**Given problem:** Pictures must not be retyped. Return exactly the lines from the one with "Write a component" through the one with "string; value: string", both included, and no others.

**Record extracts:**
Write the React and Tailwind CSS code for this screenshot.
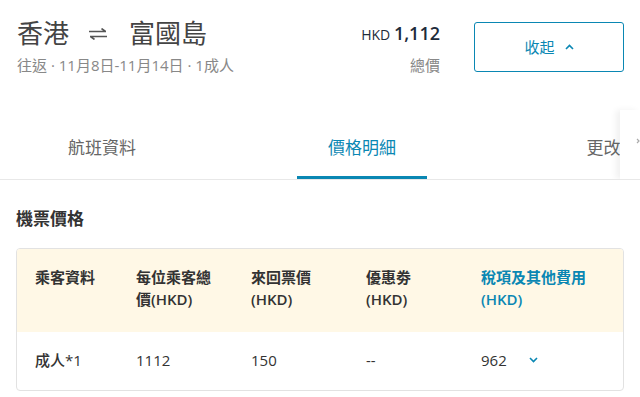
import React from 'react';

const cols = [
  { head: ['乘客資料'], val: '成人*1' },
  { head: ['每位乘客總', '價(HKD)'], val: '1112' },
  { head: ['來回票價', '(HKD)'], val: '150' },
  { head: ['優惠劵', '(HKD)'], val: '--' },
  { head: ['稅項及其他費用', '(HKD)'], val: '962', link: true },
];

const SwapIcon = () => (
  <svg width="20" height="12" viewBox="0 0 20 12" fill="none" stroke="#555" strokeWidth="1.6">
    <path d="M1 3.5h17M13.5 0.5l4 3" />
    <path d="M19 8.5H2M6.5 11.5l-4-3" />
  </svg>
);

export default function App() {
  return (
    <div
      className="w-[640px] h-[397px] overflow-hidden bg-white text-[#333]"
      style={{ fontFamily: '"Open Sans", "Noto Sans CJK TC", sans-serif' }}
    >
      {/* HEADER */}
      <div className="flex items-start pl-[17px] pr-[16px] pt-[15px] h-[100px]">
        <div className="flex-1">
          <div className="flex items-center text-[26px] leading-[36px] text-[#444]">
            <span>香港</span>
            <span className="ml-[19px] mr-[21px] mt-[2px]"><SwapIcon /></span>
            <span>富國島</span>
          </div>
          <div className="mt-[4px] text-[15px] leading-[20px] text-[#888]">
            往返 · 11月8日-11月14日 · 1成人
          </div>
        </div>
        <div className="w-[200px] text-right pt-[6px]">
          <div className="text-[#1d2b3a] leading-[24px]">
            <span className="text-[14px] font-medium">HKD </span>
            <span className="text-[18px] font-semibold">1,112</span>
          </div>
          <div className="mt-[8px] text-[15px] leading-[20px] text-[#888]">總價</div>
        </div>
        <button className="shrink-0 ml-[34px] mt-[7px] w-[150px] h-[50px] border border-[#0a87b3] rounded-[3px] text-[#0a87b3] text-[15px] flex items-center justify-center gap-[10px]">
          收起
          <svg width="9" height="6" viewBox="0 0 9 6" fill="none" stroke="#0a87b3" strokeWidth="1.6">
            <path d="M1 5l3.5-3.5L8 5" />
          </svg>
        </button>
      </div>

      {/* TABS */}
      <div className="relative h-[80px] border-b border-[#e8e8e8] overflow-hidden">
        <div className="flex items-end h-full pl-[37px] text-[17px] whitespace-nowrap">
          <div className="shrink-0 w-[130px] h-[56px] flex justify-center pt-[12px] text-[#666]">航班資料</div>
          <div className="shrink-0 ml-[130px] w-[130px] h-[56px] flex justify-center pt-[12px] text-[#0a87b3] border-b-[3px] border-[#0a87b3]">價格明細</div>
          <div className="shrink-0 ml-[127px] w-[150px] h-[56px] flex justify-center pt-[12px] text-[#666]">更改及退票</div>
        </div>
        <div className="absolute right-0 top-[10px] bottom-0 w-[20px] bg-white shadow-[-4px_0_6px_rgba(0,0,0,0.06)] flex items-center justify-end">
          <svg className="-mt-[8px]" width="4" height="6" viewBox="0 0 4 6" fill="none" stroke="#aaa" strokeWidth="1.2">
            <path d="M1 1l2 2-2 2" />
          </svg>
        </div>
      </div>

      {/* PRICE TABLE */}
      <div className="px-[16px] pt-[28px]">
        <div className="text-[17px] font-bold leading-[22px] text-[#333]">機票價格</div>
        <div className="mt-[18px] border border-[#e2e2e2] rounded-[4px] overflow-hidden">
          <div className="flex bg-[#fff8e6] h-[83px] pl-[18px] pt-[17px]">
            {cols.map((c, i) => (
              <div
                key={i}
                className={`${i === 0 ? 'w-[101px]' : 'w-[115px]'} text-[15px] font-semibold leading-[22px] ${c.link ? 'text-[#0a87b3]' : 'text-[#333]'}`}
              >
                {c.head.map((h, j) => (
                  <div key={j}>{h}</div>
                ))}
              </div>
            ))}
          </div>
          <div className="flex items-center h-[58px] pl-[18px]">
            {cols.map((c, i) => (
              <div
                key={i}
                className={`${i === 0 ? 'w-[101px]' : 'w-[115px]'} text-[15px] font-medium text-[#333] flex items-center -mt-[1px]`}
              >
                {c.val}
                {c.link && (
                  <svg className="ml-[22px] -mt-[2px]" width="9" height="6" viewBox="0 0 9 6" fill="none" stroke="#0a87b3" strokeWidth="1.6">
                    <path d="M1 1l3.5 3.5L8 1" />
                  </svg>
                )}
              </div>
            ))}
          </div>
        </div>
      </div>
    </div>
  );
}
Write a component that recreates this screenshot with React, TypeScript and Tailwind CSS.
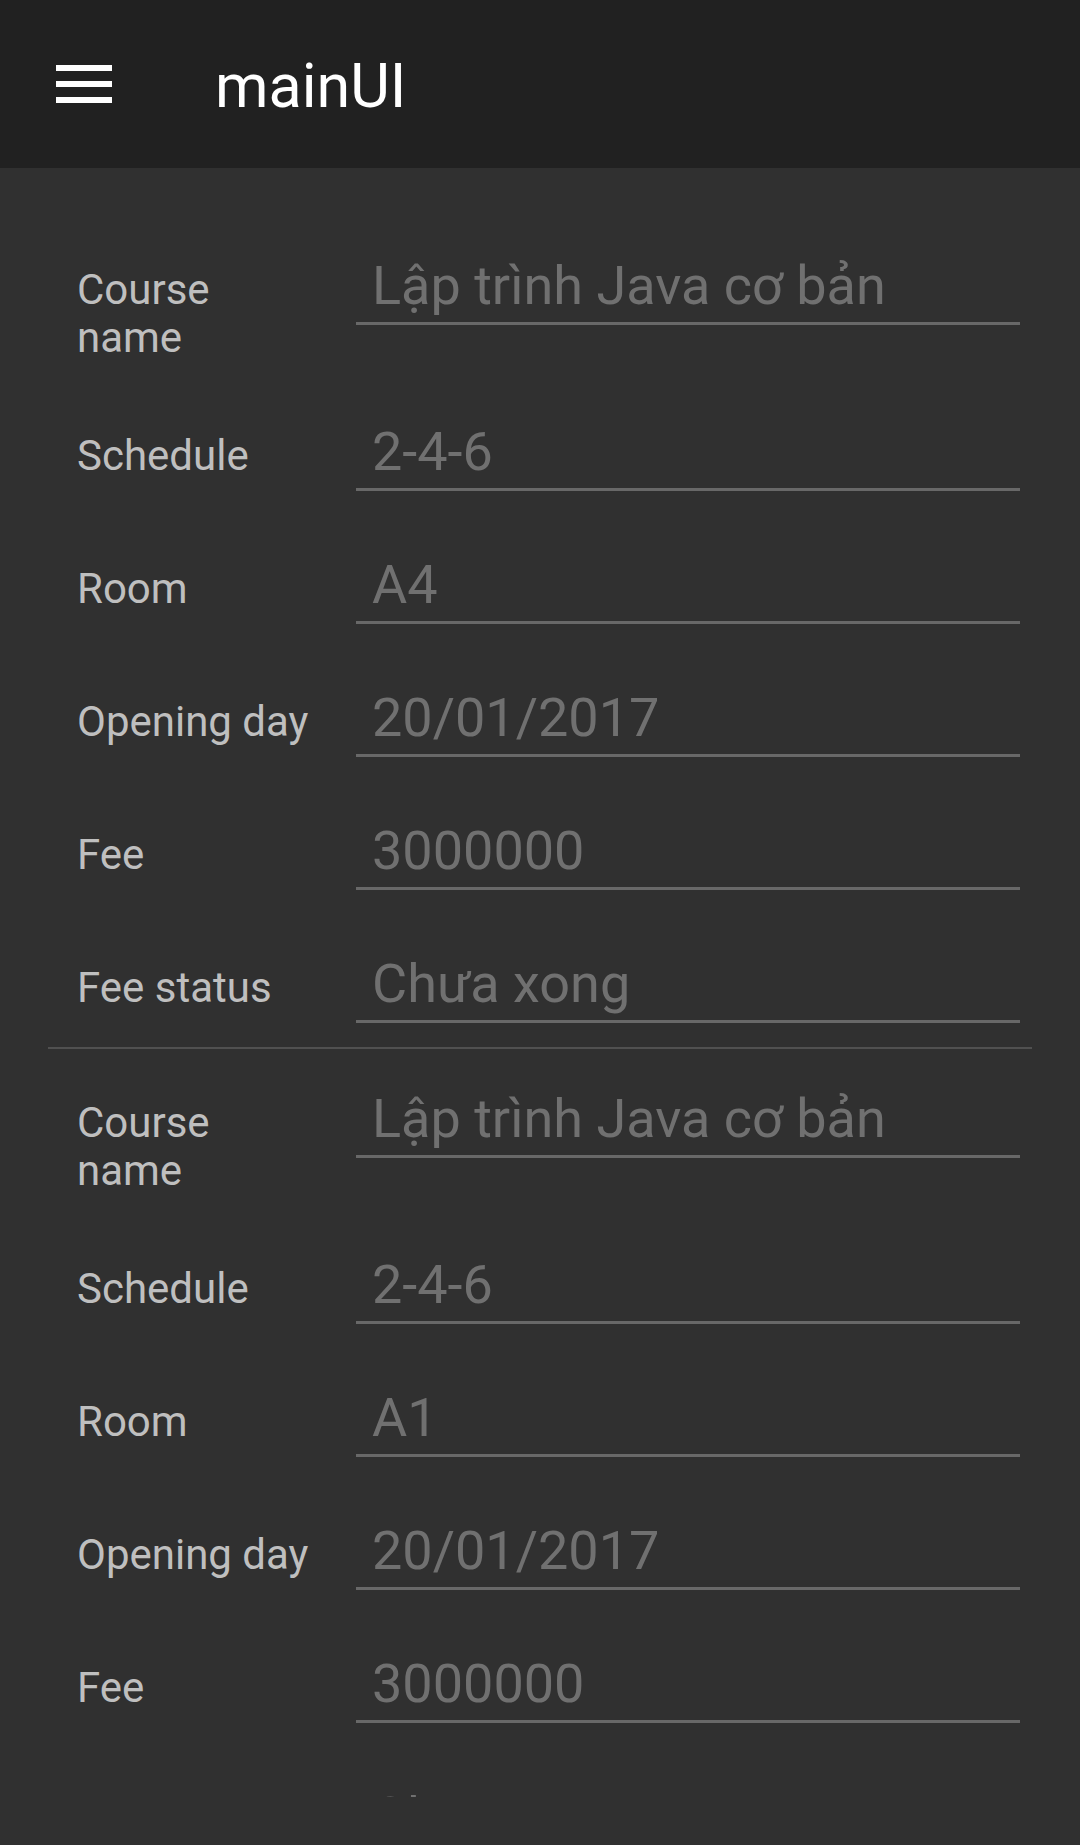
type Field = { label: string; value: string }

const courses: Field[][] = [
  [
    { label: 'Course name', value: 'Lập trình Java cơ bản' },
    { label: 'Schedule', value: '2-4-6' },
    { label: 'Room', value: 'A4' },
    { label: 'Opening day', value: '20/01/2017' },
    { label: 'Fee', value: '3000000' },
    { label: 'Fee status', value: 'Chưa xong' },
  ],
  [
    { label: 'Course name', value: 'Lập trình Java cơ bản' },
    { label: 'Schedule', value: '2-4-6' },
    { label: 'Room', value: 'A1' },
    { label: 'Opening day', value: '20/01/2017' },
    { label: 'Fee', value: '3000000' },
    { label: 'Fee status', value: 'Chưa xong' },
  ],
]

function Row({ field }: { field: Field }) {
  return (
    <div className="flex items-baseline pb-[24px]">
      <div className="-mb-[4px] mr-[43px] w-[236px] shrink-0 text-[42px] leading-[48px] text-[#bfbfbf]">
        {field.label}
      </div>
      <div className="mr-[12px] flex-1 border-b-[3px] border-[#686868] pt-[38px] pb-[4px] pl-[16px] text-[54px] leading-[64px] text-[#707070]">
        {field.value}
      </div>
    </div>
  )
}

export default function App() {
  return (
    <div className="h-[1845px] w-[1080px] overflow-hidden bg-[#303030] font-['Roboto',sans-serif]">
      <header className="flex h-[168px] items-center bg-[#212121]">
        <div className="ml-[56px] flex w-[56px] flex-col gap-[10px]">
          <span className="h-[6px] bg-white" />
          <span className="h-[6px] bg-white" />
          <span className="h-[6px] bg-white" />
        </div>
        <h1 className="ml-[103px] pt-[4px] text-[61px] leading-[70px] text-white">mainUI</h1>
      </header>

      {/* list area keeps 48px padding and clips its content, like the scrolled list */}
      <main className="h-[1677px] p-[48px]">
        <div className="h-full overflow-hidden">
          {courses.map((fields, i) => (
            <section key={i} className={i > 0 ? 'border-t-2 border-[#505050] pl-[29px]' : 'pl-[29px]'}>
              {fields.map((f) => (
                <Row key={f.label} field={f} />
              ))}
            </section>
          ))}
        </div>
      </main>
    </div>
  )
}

**Result for this exercise:**
Write a component that recreates this screenshot with React, TypeScript and Tailwind CSS.
type Field = { label: string; value: string }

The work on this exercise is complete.